* Source material:

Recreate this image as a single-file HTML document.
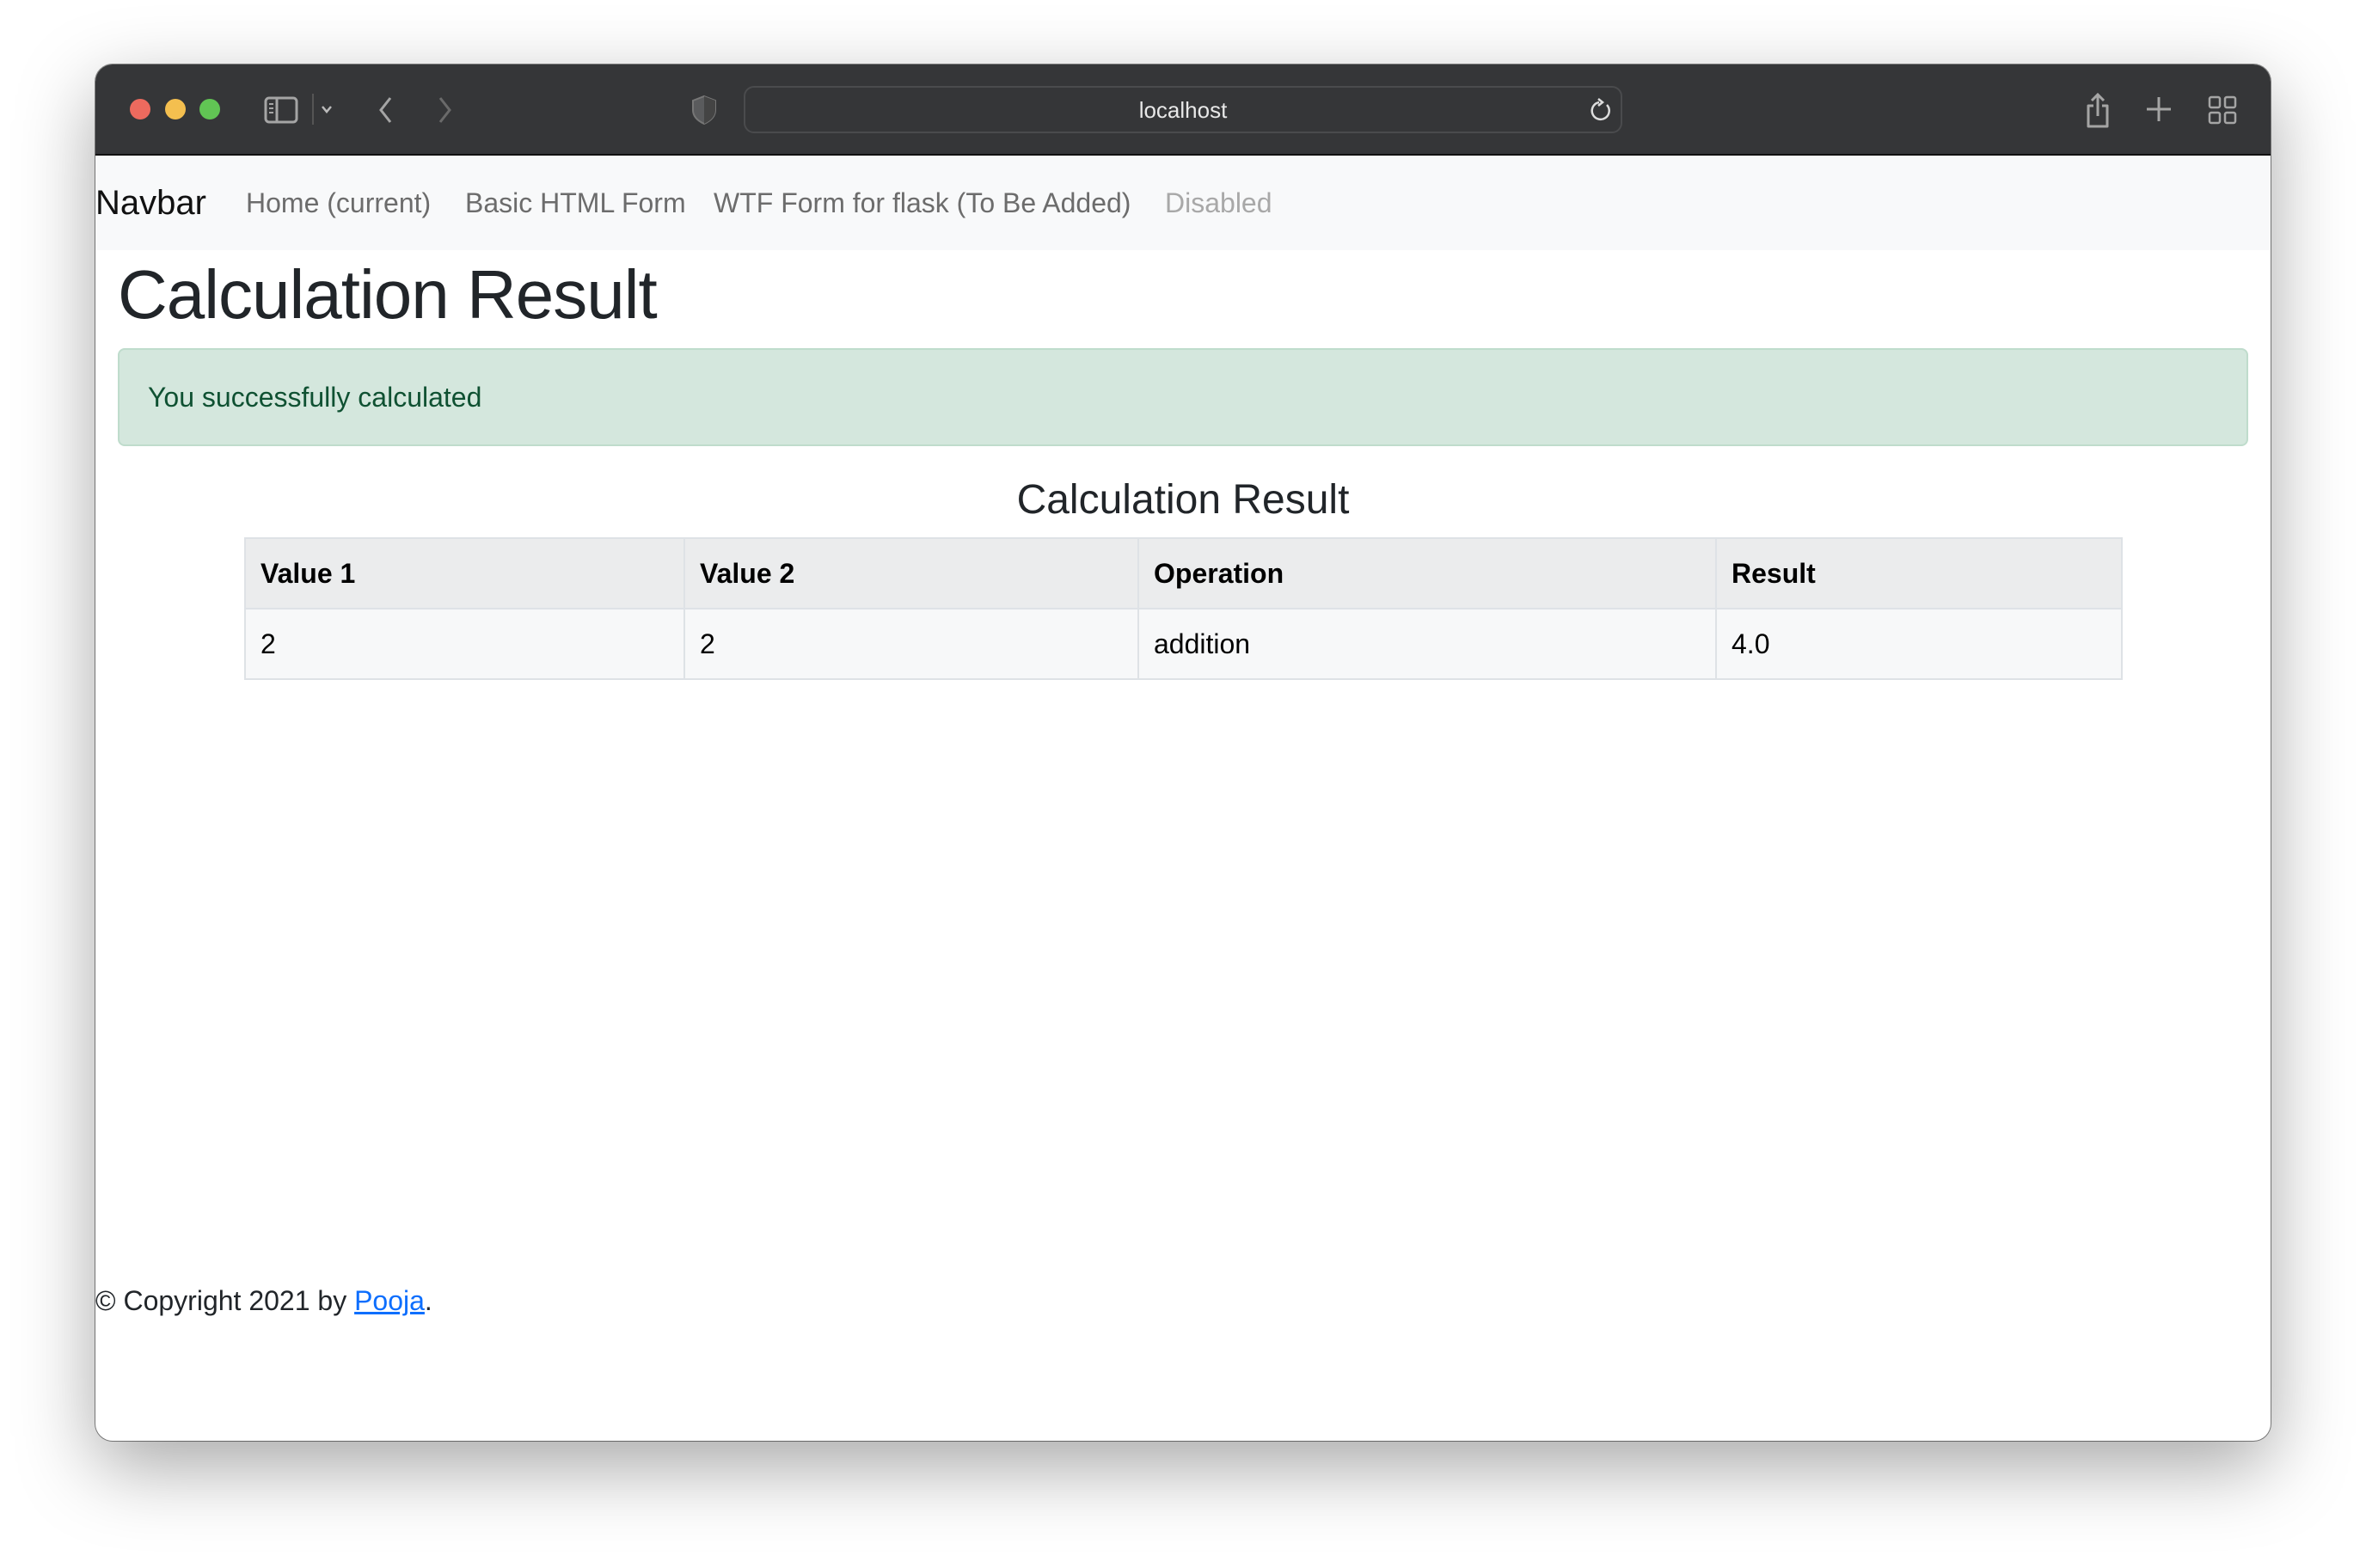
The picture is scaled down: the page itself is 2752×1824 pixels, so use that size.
<!DOCTYPE html>
<html><head><meta charset="utf-8"><style>
*{margin:0;padding:0;box-sizing:border-box}
html,body{width:2752px;height:1824px;background:#fff;overflow:hidden;font-family:"Liberation Sans",Arial,sans-serif}
.win{position:absolute;left:111px;top:75px;width:2530px;height:1601px;border-radius:20px;background:#fff;box-shadow:0 30px 90px rgba(0,0,0,.35),0 0 0 1px rgba(0,0,0,.45);overflow:hidden}
.tb{position:absolute;left:0;top:0;width:100%;height:106px;background:#353638;border-bottom:2px solid #111}
.dot{position:absolute;top:115px;width:24px;height:24px;border-radius:50%}
.url{position:absolute;left:754px;top:25px;width:1022px;height:55px;border:2px solid #4a4b4d;border-radius:12px;color:#e8e8e8;font-size:26px;text-align:center;line-height:53px}
svg{position:absolute}
.nav{position:absolute;top:106px;left:0;width:100%;height:110px;background:#f8f9fa}
.nav span{position:absolute;top:37px;font-size:32px;color:#6c6c6c;white-space:nowrap}
h1{position:absolute;left:26px;top:222px;font-size:80px;font-weight:500;color:#212529;letter-spacing:-1px}
.alert{position:absolute;left:26px;top:330px;width:2478px;height:114px;background:#d4e7dd;border:2px solid #bfdccc;border-radius:8px;color:#0f5132;font-size:32px;padding:37px 0 0 33px}
h4{position:absolute;left:0;width:2530px;top:479px;text-align:center;font-size:48px;font-weight:500;color:#212529}
table{position:absolute;left:173px;top:550px;width:2185px;border-collapse:collapse;font-size:32px;color:#000}
td,th{border:2px solid #dee2e6;text-align:left;padding:0 17px;height:82px}
th{background:#ebeced;font-weight:bold}
td{background:#f7f8f9}
.foot{position:absolute;left:0;top:1420px;font-size:32px;color:#212529}
.foot a{color:#0d6efd;text-decoration:underline}
</style></head><body>
<div class="win">
<div class="tb">
<div class="dot" style="left:40px;top:40px;background:#ed6a5e"></div>
<div class="dot" style="left:81px;top:40px;background:#f4bf4f"></div>
<div class="dot" style="left:121px;top:40px;background:#61c554"></div>
<svg style="left:196px;top:37px" width="40" height="32" viewBox="0 0 40 32"><rect x="2" y="2" width="36" height="28" rx="4" fill="none" stroke="#a5a5a5" stroke-width="3"/><line x1="15" y1="2" x2="15" y2="30" stroke="#a5a5a5" stroke-width="3"/><line x1="6" y1="9" x2="11" y2="9" stroke="#a5a5a5" stroke-width="2"/><line x1="6" y1="14" x2="11" y2="14" stroke="#a5a5a5" stroke-width="2"/><line x1="6" y1="19" x2="11" y2="19" stroke="#a5a5a5" stroke-width="2"/></svg>
<div style="position:absolute;left:252px;top:34px;width:2px;height:36px;background:#555"></div>
<svg style="left:261px;top:46px" width="16" height="12"><path d="M3 3 L8 9 L13 3" fill="none" stroke="#bbb" stroke-width="2.5"/></svg>
<svg style="left:326px;top:36px" width="22" height="34"><path d="M17 3 L6 17 L17 31" fill="none" stroke="#a5a5a5" stroke-width="3"/></svg>
<svg style="left:396px;top:36px" width="22" height="34"><path d="M5 3 L16 17 L5 31" fill="none" stroke="#6a6a6a" stroke-width="3"/></svg>
<svg style="left:693px;top:35px" width="30" height="36" viewBox="0 0 30 36"><path d="M15 2 L28 7 L28 18 Q28 28 15 34 Q2 28 2 18 L2 7 Z" fill="#5a5b5d" stroke="#777" stroke-width="2"/><path d="M15 2 L28 7 L28 18 Q28 28 15 34 Z" fill="#444"/></svg>
<div class="url">localhost</div>
<svg style="left:1738px;top:38px" width="28" height="32" viewBox="0 0 28 32"><path d="M20 9 A10 10 0 1 1 11 6" fill="none" stroke="#ddd" stroke-width="2.5"/><path d="M10 2 L15 6 L10 10" fill="none" stroke="#ddd" stroke-width="2.5"/></svg>
<svg style="left:2313px;top:32px" width="32" height="44" viewBox="0 0 32 44"><path d="M11 16 H5 V40 H27 V16 H21" fill="none" stroke="#a5a5a5" stroke-width="3" stroke-linejoin="round"/><path d="M16 28 V3 M9 10 L16 3 L23 10" fill="none" stroke="#a5a5a5" stroke-width="3"/></svg>
<svg style="left:2384px;top:36px" width="32" height="32"><path d="M16 2 V30 M2 16 H30" stroke="#a5a5a5" stroke-width="3"/></svg>
<svg style="left:2457px;top:36px" width="34" height="34" viewBox="0 0 34 34"><rect x="2" y="2" width="12" height="12" rx="2" fill="none" stroke="#a5a5a5" stroke-width="2.5"/><rect x="20" y="2" width="12" height="12" rx="2" fill="none" stroke="#a5a5a5" stroke-width="2.5"/><rect x="2" y="20" width="12" height="12" rx="2" fill="none" stroke="#a5a5a5" stroke-width="2.5"/><rect x="20" y="20" width="12" height="12" rx="2" fill="none" stroke="#a5a5a5" stroke-width="2.5"/></svg>
</div>
<div class="nav">
<span style="left:0;top:33px;font-size:40px;color:#111">Navbar</span>
<span style="left:175px">Home (current)</span>
<span style="left:430px">Basic HTML Form</span>
<span style="left:719px">WTF Form for flask (To Be Added)</span>
<span style="left:1244px;color:#a8a8a8">Disabled</span>
</div>
<h1>Calculation Result</h1>
<div class="alert">You successfully calculated</div>
<h4>Calculation Result</h4>
<table>
<tr><th style="width:511px">Value 1</th><th style="width:528px">Value 2</th><th style="width:672px">Operation</th><th>Result</th></tr>
<tr><td>2</td><td>2</td><td>addition</td><td>4.0</td></tr>
</table>
<div class="foot">© Copyright 2021 by <a>Pooja</a>.</div>
</div>
</body></html>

* What is expected: Transcribe the material exactly, and leave out whatever pictures it holds.

* Task response:
Recreate this image as a single-file HTML document.
The picture is scaled down: the page itself is 2752×1824 pixels, so use that size.
<!DOCTYPE html>
<html><head><meta charset="utf-8"><style>
*{margin:0;padding:0;box-sizing:border-box}
html,body{width:2752px;height:1824px;background:#fff;overflow:hidden;font-family:"Liberation Sans",Arial,sans-serif}
.win{position:absolute;left:111px;top:75px;width:2530px;height:1601px;border-radius:20px;background:#fff;box-shadow:0 30px 90px rgba(0,0,0,.35),0 0 0 1px rgba(0,0,0,.45);overflow:hidden}
.tb{position:absolute;left:0;top:0;width:100%;height:106px;background:#353638;border-bottom:2px solid #111}
.dot{position:absolute;top:115px;width:24px;height:24px;border-radius:50%}
.url{position:absolute;left:754px;top:25px;width:1022px;height:55px;border:2px solid #4a4b4d;border-radius:12px;color:#e8e8e8;font-size:26px;text-align:center;line-height:53px}
svg{position:absolute}
.nav{position:absolute;top:106px;left:0;width:100%;height:110px;background:#f8f9fa}
.nav span{position:absolute;top:37px;font-size:32px;color:#6c6c6c;white-space:nowrap}
h1{position:absolute;left:26px;top:222px;font-size:80px;font-weight:500;color:#212529;letter-spacing:-1px}
.alert{position:absolute;left:26px;top:330px;width:2478px;height:114px;background:#d4e7dd;border:2px solid #bfdccc;border-radius:8px;color:#0f5132;font-size:32px;padding:37px 0 0 33px}
h4{position:absolute;left:0;width:2530px;top:479px;text-align:center;font-size:48px;font-weight:500;color:#212529}
table{position:absolute;left:173px;top:550px;width:2185px;border-collapse:collapse;font-size:32px;color:#000}
td,th{border:2px solid #dee2e6;text-align:left;padding:0 17px;height:82px}
th{background:#ebeced;font-weight:bold}
td{background:#f7f8f9}
.foot{position:absolute;left:0;top:1420px;font-size:32px;color:#212529}
.foot a{color:#0d6efd;text-decoration:underline}
</style></head><body>
<div class="win">
<div class="tb">
<div class="dot" style="left:40px;top:40px;background:#ed6a5e"></div>
<div class="dot" style="left:81px;top:40px;background:#f4bf4f"></div>
<div class="dot" style="left:121px;top:40px;background:#61c554"></div>
<svg style="left:196px;top:37px" width="40" height="32" viewBox="0 0 40 32"><rect x="2" y="2" width="36" height="28" rx="4" fill="none" stroke="#a5a5a5" stroke-width="3"/><line x1="15" y1="2" x2="15" y2="30" stroke="#a5a5a5" stroke-width="3"/><line x1="6" y1="9" x2="11" y2="9" stroke="#a5a5a5" stroke-width="2"/><line x1="6" y1="14" x2="11" y2="14" stroke="#a5a5a5" stroke-width="2"/><line x1="6" y1="19" x2="11" y2="19" stroke="#a5a5a5" stroke-width="2"/></svg>
<div style="position:absolute;left:252px;top:34px;width:2px;height:36px;background:#555"></div>
<svg style="left:261px;top:46px" width="16" height="12"><path d="M3 3 L8 9 L13 3" fill="none" stroke="#bbb" stroke-width="2.5"/></svg>
<svg style="left:326px;top:36px" width="22" height="34"><path d="M17 3 L6 17 L17 31" fill="none" stroke="#a5a5a5" stroke-width="3"/></svg>
<svg style="left:396px;top:36px" width="22" height="34"><path d="M5 3 L16 17 L5 31" fill="none" stroke="#6a6a6a" stroke-width="3"/></svg>
<svg style="left:693px;top:35px" width="30" height="36" viewBox="0 0 30 36"><path d="M15 2 L28 7 L28 18 Q28 28 15 34 Q2 28 2 18 L2 7 Z" fill="#5a5b5d" stroke="#777" stroke-width="2"/><path d="M15 2 L28 7 L28 18 Q28 28 15 34 Z" fill="#444"/></svg>
<div class="url">localhost</div>
<svg style="left:1738px;top:38px" width="28" height="32" viewBox="0 0 28 32"><path d="M20 9 A10 10 0 1 1 11 6" fill="none" stroke="#ddd" stroke-width="2.5"/><path d="M10 2 L15 6 L10 10" fill="none" stroke="#ddd" stroke-width="2.5"/></svg>
<svg style="left:2313px;top:32px" width="32" height="44" viewBox="0 0 32 44"><path d="M11 16 H5 V40 H27 V16 H21" fill="none" stroke="#a5a5a5" stroke-width="3" stroke-linejoin="round"/><path d="M16 28 V3 M9 10 L16 3 L23 10" fill="none" stroke="#a5a5a5" stroke-width="3"/></svg>
<svg style="left:2384px;top:36px" width="32" height="32"><path d="M16 2 V30 M2 16 H30" stroke="#a5a5a5" stroke-width="3"/></svg>
<svg style="left:2457px;top:36px" width="34" height="34" viewBox="0 0 34 34"><rect x="2" y="2" width="12" height="12" rx="2" fill="none" stroke="#a5a5a5" stroke-width="2.5"/><rect x="20" y="2" width="12" height="12" rx="2" fill="none" stroke="#a5a5a5" stroke-width="2.5"/><rect x="2" y="20" width="12" height="12" rx="2" fill="none" stroke="#a5a5a5" stroke-width="2.5"/><rect x="20" y="20" width="12" height="12" rx="2" fill="none" stroke="#a5a5a5" stroke-width="2.5"/></svg>
</div>
<div class="nav">
<span style="left:0;top:33px;font-size:40px;color:#111">Navbar</span>
<span style="left:175px">Home (current)</span>
<span style="left:430px">Basic HTML Form</span>
<span style="left:719px">WTF Form for flask (To Be Added)</span>
<span style="left:1244px;color:#a8a8a8">Disabled</span>
</div>
<h1>Calculation Result</h1>
<div class="alert">You successfully calculated</div>
<h4>Calculation Result</h4>
<table>
<tr><th style="width:511px">Value 1</th><th style="width:528px">Value 2</th><th style="width:672px">Operation</th><th>Result</th></tr>
<tr><td>2</td><td>2</td><td>addition</td><td>4.0</td></tr>
</table>
<div class="foot">© Copyright 2021 by <a>Pooja</a>.</div>
</div>
</body></html>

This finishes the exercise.